Puns 4

It's a bad week for the stock market. Helium was up, but feathers were down. Paper was stationary, but pencils lost a few points. Elevators rose but escalators continued their slow decline. Switches were off and mining equipment hit rock bottom. The raisin market has dried up. Pampers remained unchanged while Sun peaked at mid-day. Scott tissues touched a new bottom.

What did Frank Sinatra say when someone asked him if he had ever kept wading birds as pets? "Egrets, I've had a few." (thanks to Wayfarer)

No matter how much you push the envelope, it'll still be stationery. (thanks to Jordan Hochmuth)

A man leaned to his right because his right leg was shorter than his left. He finally went to see a surgeon after much insistence from friends. Later, one of those friends saw the man walking down the street and noticed that the man's legs were exactly the same length. "See, what did I tell you?", the friend boasted. "You didn't believe the doctor could fix your leg!" The man said, "I stand corrected."

The horse got run over by a car. It's now in stable condition. (thanks to Larry the K)

When a woman sees her first grey hair, she usually thinks she'll dye.

Her boyfriend had a wooden leg, until she broke it off.

He drove his expensive car into a tree and found out how the Mercedes Benz.

He wears glasses during math because it improves division.
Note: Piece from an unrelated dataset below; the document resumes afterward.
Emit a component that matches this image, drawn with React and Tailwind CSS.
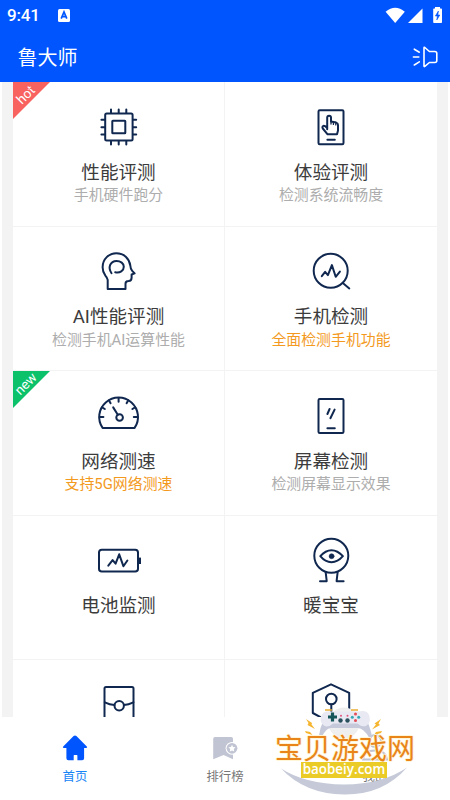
// App.jsx

import React from "react";

// Shared frame for the outlined feature icons
const LineIcon = ({ children }) => (
  <svg
    viewBox="0 0 48 48"
    className="h-12 w-12 shrink-0 overflow-visible"
    fill="none"
    stroke="#10284f"
    strokeWidth="2"
    strokeLinecap="round"
    strokeLinejoin="round"
  >
    {children}
  </svg>
);

const ChipIcon = () => (
  <LineIcon>
    <rect x="10.2" y="10.4" width="27.4" height="27" rx="1.5" />
    <rect x="17.3" y="17.7" width="13" height="12.6" rx="0.5" />
    <path d="M16 10V6.6M23.7 10V6.6M31.3 10V6.6M16 38v3.4M23.7 38v3.4M31.3 38v3.4M10 16.8H6.4M10 24.2H6.4M10 31.6H6.4M38 16.8h3.2M38 24.2h3.2M38 31.6h3.2" />
  </LineIcon>
);

const TouchIcon = () => (
  <LineIcon>
    <rect x="11.5" y="7.2" width="25" height="34" rx="1.2" />
    <path d="M20.2 26.2V14.6a1.9 1.9 0 0 1 3.8 0v4l5.2 1q1.8.5 1.8 2.3v5.6l-1 3.8h-9.4l-4.8-5.8q-1-2 .6-2.6 1.2-.4 3.8 2" />
    <path d="M24 18.6v2.4M26.4 19v2.4M28.8 19.5v2.4" strokeWidth="1.3" />
    <path d="M20.4 36.7h7.4" />
  </LineIcon>
);

const HeadIcon = () => (
  <LineIcon>
    <path d="M12.7 42V32.8Q12.4 31 10.4 28.6 7.6 25 7.6 20.2C7.6 12 14 6.2 21.3 6.2c7.6 0 13 5.2 14 12.3.2 3.2.6 4 1.9 5.4l2.4 2.5-3 1.1v3.2q0 3.2-3.1 3.4-3 0-3 2.6V42z" />
    <path d="M16.5 26.2C12.6 20.6 15.2 14 21.5 13.9c4.2 0 7.3 2.6 7.3 5.8 0 4-3.8 6.6-8.6 5.6" />
  </LineIcon>
);

const MagnifyIcon = () => (
  <LineIcon>
    <circle cx="23.7" cy="23.8" r="17" />
    <path d="M35.8 36l6.5 5.4" />
    <path d="M14.8 29.1l3.3-4.2 2.8 3.2 4-10 3.8 11.7 4.2-5.2" />
  </LineIcon>
);

const GaugeIcon = () => (
  <LineIcon>
    <path d="M7.6 35.9a19.4 19.4 0 1 1 32 0z" />
    <path d="M4.6 25h3.8M7.1 15.4l2.7 1.6M14 8.4l1.6 2.8M23.6 5.9v3.8M33.2 8.4l-1.6 2.8M40.1 15.4l-2.7 1.6M42.6 25h-3.8" />
    <circle cx="24.6" cy="25.5" r="3.3" />
    <path d="M18.2 15.4l4.6 7.4" />
  </LineIcon>
);

const ScreenIcon = () => (
  <LineIcon>
    <rect x="11.5" y="7" width="25" height="34" rx="1.2" />
    <path d="M22.6 17l-2.2 5M27.6 17.6l-4.2 8.6M20.4 36.3h7.4" />
  </LineIcon>
);

const BatteryIcon = () => (
  <LineIcon>
    <rect x="4" y="13.7" width="39" height="21.8" rx="2.8" />
    <path d="M44.6 21.6v6.4" strokeWidth="2.8" strokeLinecap="butt" />
    <path d="M13.3 29.6l4.3-5.5 3 3.6 3.6-9.4 4.2 11.9 4-5.7" />
  </LineIcon>
);

const WarmerIcon = () => (
  <LineIcon>
    <circle cx="24.3" cy="19.7" r="17" />
    <path d="M13.3 20.2q5.2-6 11.2-6t11.4 6q-5.2 6-11.4 6t-11.2-6z" />
    <circle cx="24.6" cy="20.2" r="2.5" fill="#10284f" strokeWidth="0.5" />
    <path d="M18.7 36.4l1 8.8H13M30.6 36.4l-1 8.8h7" />
  </LineIcon>
);

const PacketIcon = () => (
  <LineIcon>
    <rect x="9.5" y="6" width="29" height="37" rx="1.5" />
    <circle cx="24.2" cy="24.7" r="4.7" />
    <path d="M9.8 21.3q5 2.4 9.6 2.8M38.4 21.3q-5 2.4-9.4 2.8" />
  </LineIcon>
);

const HexagonIcon = () => (
  <LineIcon>
    <path d="M13.5 36.2L5.8 32V11.8L24 3.3l18.2 8.5V32L24 42" />
    <circle cx="24.3" cy="18" r="5.3" />
    <path d="M24.3 23.5V38" />
  </LineIcon>
);

const features = [
  { title: "性能评测", desc: "手机硬件跑分", icon: ChipIcon, badge: "hot" },
  { title: "体验评测", desc: "检测系统流畅度", icon: TouchIcon },
  { title: "AI性能评测", desc: "检测手机AI运算性能", icon: HeadIcon },
  { title: "手机检测", desc: "全面检测手机功能", icon: MagnifyIcon, highlight: true },
  { title: "网络测速", desc: "支持5G网络测速", icon: GaugeIcon, badge: "new", highlight: true },
  { title: "屏幕检测", desc: "检测屏幕显示效果", icon: ScreenIcon },
  { title: "电池监测", icon: BatteryIcon },
  { title: "暖宝宝", icon: WarmerIcon },
  { title: "", icon: PacketIcon },
  { title: "", icon: HexagonIcon },
];

// Coloured corner triangle with a slanted word
const CornerBadge = ({ type }) => (
  <div className="absolute left-0 top-0 h-[37px] w-[37px]">
    <svg viewBox="0 0 37 37" className={type === "hot" ? "text-[#f8625f]" : "text-[#0bc26b]"}>
      <path d="M0 0h37L0 37z" fill="currentColor" />
    </svg>
    <span className="absolute left-[13px] top-[12.5px] -translate-x-1/2 -translate-y-1/2 -rotate-45 text-[13.5px] leading-none text-white">
      {type}
    </span>
  </div>
);

const FeatureCell = ({ item }) => {
  const Icon = item.icon;
  return (
    <div className="relative flex h-[144.5px] flex-col items-center border-b border-[#f3f3f3] bg-white pt-[20.5px] odd:border-r">
      {item.badge && <CornerBadge type={item.badge} />}
      <Icon />
      <p className="mt-[9px] h-[26px] whitespace-nowrap text-[18.6px] leading-[26px] text-[#3c3c3c]">
        {item.title}
      </p>
      {item.desc && (
        <p
          className={`-mt-[0.5px] whitespace-nowrap text-[14.9px] leading-5 ${
            item.highlight ? "text-[#f39a1e]" : "text-[#adadad]"
          }`}
        >
          {item.desc}
        </p>
      )}
    </div>
  );
};

const Header = () => (
  <header className="h-[82px] shrink-0 bg-[#0055ff] text-white">
    <div className="flex h-[31px] items-center pl-[7px] pr-2">
      <span className="w-[33px] text-[17px] font-medium leading-none tracking-[-0.2px]">9:41</span>
      <svg viewBox="0 0 12 13" className="ml-[18px] h-[13px] w-3">
        <rect width="12" height="13" rx="1.5" fill="white" />
        <path d="M3.2 9.6L6 3l2.8 6.6M4.2 7.6h3.6" fill="none" stroke="#0055ff" strokeWidth="1.7" />
      </svg>
      <svg viewBox="0 0 57 17" className="ml-auto h-[17px] w-[57px]" fill="white">
        <path d="M0.6 4.7Q10.2-3.4 19.8 4.7L10.2 16z" />
        <path d="M37.5 1.500v14.500H23z" />
        <path d="M50 0h5v1.600h1.200q.8 0 .8.8v12.800q0 .8-.8.8H49q-.8 0-.8-.8V2.400q0-.8.8-.8h1z" />
        <path d="M53.400 4l-3 5h2l-.6 4 3-5h-2z" fill="#0055ff" stroke="#0055ff" strokeWidth="0.6" />
      </svg>
    </div>
    <div className="flex h-[51px] items-center justify-between pl-[17.5px] pr-3">
      <h1 className="pt-0.5 text-[20px] font-normal leading-none">鲁大师</h1>
      <svg
        viewBox="0 0 26 22"
        className="h-[22px] w-[26px]"
        fill="none"
        stroke="white"
        strokeWidth="1.6"
        strokeLinecap="round"
        strokeLinejoin="round"
      >
        <path d="M12 1.8q0-.8.8-.3l4.6 4h5.4q2 0 2 2v7q0 2-2 2h-5.4l-4.6 3.9q-.8.5-.8-.3z" />
        <path d="M2.3 3.2l5 3M1.4 11h5.4M2.3 19l5-3.2" />
      </svg>
    </div>
  </header>
);

const tabs = [
  {
    label: "首页",
    active: true,
    icon: (
      <path
        d="M11.6 1.1q1.4-1.2 2.8 0l10.4 10.4q1 1.4-.6 1.6h-2.1v10.2q0 2-2 2h-4.7v-4.7q0-.6-.6-.6h-2.5q-.6 0-.6.6v4.7H6.4q-2 0-2-2V13.1H1.800q-1.600-.2-.6-1.600z"
        fill="#0055ff"
      />
    ),
  },
  {
    label: "排行榜",
    icon: (
      <g fill="#c1c4d2">
        <path d="M3 2h16.2q1.8 0 1.8 1.8v20.4l-9.4-4.1L1.2 24.2V3.8Q1.2 2 3 2z" />
        <circle cx="20" cy="13.3" r="6.4" fill="white" />
        <circle cx="20" cy="13.3" r="5.4" />
        <path
          d="M20 9.7l1.1 2.3 2.5.3-1.8 1.8.4 2.5-2.2-1.2-2.2 1.2.4-2.5-1.8-1.8 2.5-.3z"
          fill="white"
        />
      </g>
    ),
  },
  {
    label: "我的",
    icon: (
      <g fill="none" stroke="#c1c4d2" strokeWidth="2">
        <circle cx="13" cy="6" r="6" />
        <path d="M1 24.500q1-9 12-9t12 9z" />
      </g>
    ),
  },
];

const TabBar = () => (
  <nav className="grid h-[83px] shrink-0 grid-cols-3 bg-white">
    {tabs.map((tab) => (
      <div key={tab.label} className="flex flex-col items-center pt-[18px]">
        <svg viewBox="0 0 26 26" className="h-[26px] w-[26px] overflow-visible">
          {tab.icon}
        </svg>
        <span
          className={`mt-[7px] text-[12.4px] leading-[18px] ${
            tab.active ? "text-[#1684f5]" : "text-[#777777]"
          }`}
        >
          {tab.label}
        </span>
      </div>
    ))}
  </nav>
);

// Site stamp floating over the bottom right corner
const SiteStamp = () => (
  <div className="absolute left-[275px] top-[705px] h-[92px] w-[142px]">
    <svg viewBox="0 0 142 92" className="absolute inset-0 h-full w-full">
      <circle cx="69" cy="18" r="15.5" fill="#efefef" />
      <path d="M6 63.500Q30 79 69 79.500q39-.5 63-17Q108 90 69 89.500 30 89 6 63.500z" fill="#c6cad8" />
      {/* gamepad */}
      <path
        d="M53 10.500h32q5 0 7.500 6 3.500 9 4.500 15 0 3-3 1-5-9-11-9.500H56q-6 .5-9 9.500-3.500 1-3-2 1-8 4.500-15 2-5 4.500-5z"
        fill="#c6c9da"
      />
      <path
        d="M56 6.500h27q10-2 11.500 5 1.500 6.500-3.500 9.500-5 1-8.500-2.500H58q-4 4-8.500 2.500-5-3-3.500-9.500 2-6 10-5z"
        fill="#e9e9f3"
      />
      <path d="M50 5h7M76 5h7" stroke="#e9ad33" strokeWidth="1.600" />
      <path d="M57.500 7.500v9M53 12h9" stroke="#15565a" strokeWidth="3.200" />
      <circle cx="65.500" cy="15.500" r="2.200" fill="#28515d" />
      <circle cx="72.500" cy="15.500" r="2.200" fill="#28515d" />
      <circle cx="66" cy="10.800" r="1" fill="#e25379" />
      <circle cx="72.500" cy="10.800" r="1" fill="#e25379" />
      <circle cx="80.500" cy="9" r="1.500" fill="#e34b55" />
      <circle cx="77.300" cy="12.200" r="1.500" fill="#35a8b5" />
      <circle cx="83.700" cy="12.200" r="1.500" fill="#35a8b5" />
      <circle cx="80.500" cy="15.400" r="1.500" fill="#e34b55" />
      {/* sparks */}
      <path
        d="M31 14l6 4-.5 1.500 3.500 4.500-7.500-4 1-2zM30 26l5 1 2.500 3-6.500-2zM106 14l-6.500 4.500 1.500 1-4 5 8-4.500-1.500-1.500zM107 26l-6 1-2 3 7-2z"
        fill="#f5b52e"
      />
    </svg>
    <p className="absolute left-0 top-[30px] whitespace-nowrap text-[28px] leading-[30px] text-[#e98518] [text-shadow:1px_0_#fff6d8,-1px_0_#fff6d8,0_1px_#fff6d8,0_-1px_#fff6d8]">
      宝贝游戏网
    </p>
    <p className="absolute left-[26px] top-[57px] h-4 w-[86px] bg-[#ebcc27] text-center font-['Open_Sans'] text-[13.4px] font-semibold leading-[15px] text-white">
      baobeiy.com
    </p>
  </div>
);

const App = () => {
  return (
    <div className="relative flex h-[800px] w-[450px] flex-col overflow-hidden bg-white font-[Roboto,'Noto_Sans_CJK_SC',sans-serif]">
      <Header />
      <main className="mx-0.5 min-h-0 flex-1 overflow-hidden bg-[#f3f3f3] px-[11px]">
        <div className="grid grid-cols-2">
          {features.map((item, index) => (
            <FeatureCell key={index} item={item} />
          ))}
        </div>
      </main>
      <TabBar />
      <SiteStamp />
    </div>
  );
};

export default App;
A backwards poet writes inverse. (thanks to Jordan Hochmuth)

Did you hear about the guy whose whole left side was cut off? He's all right now.

When the smog lifts in Los Angeles, U C L A.

It was an emotional wedding. Even the cake was in tiers.

There was a farmer who noticed a fly buzzing around the cow's ear while he was milking it. Next thing you know, the fly was in the bucket of milk. The farmer says, "In one ear, and out the udder!"

I entered ten puns in a contest, and I thought I would win, but unfortunately, no pun in ten did.